Abstract

Though Herrick's engagement with the partisan politics of the 1640s is now fully acknowledged, nevertheless the classical allusiveness long recognised as one of his most distinctive traits is never read for its political significance, but still treated in terms of an aesthetic retreat from history. Yet what critics have tended to see as a dilettantish cherry-picking approach to a range of classical poetry is contained and given shape, unity and meaning by an overarching Ovidianism which is systematic, complex and strategic, and fundamental to the political programme of the collection.
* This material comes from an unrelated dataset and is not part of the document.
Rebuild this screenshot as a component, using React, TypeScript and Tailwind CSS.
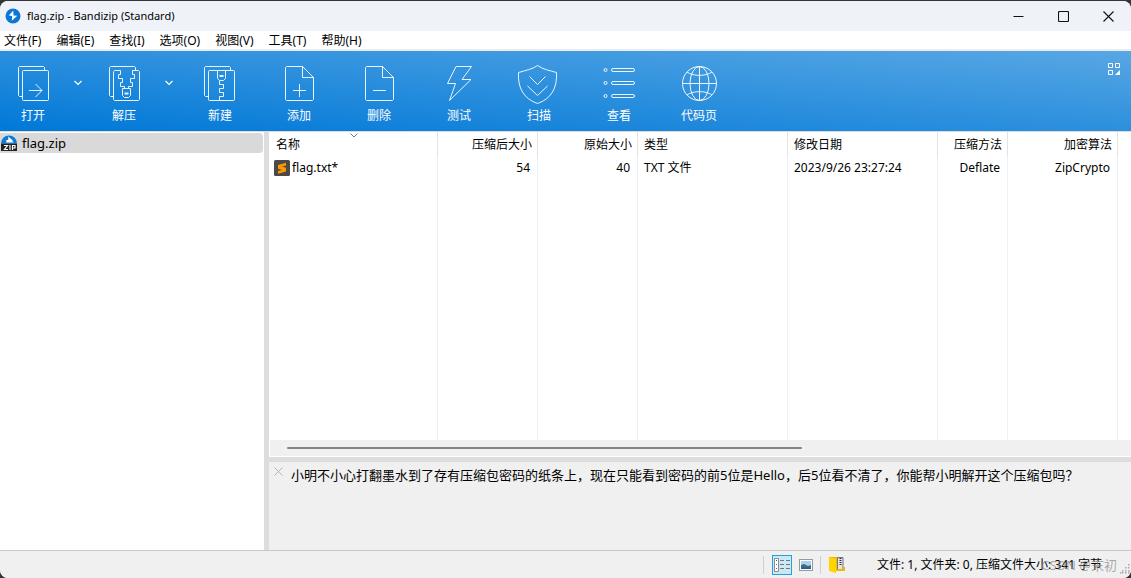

Perhaps, the most interesting aspect of this Ovidianism is Herrick's appreciation and use of the concept developed in Ovid's exile elegies of poetry as virtual space, affording freedom from the limitations imposed in actual space and time by separation, exile and death. Modelled on the double space of Ovid's exile poetry, the Hesperides on one hand represents Herrick's Devonshire living as a lamented ‘banishment into the loathed west’, his exilic discontent reflecting his bitter opposition to the parliamentary regime that has ‘banished’ and marginalised the King and royalist support, and on the other poetry itself, as a virtual space in which the defeated royalist party may survive fragmentation and defeat and continue to commune. Central to this construction of a space for an oppositional poetics is an Ovidian understanding of intertextuality itself, as a diachronic extension and symbol of the sustenance of a network of synchronic relationships through manuscript exchange, and as evidence and means of the immortality of the poet, which renders him immune to political persecution and forms the basis of his authority.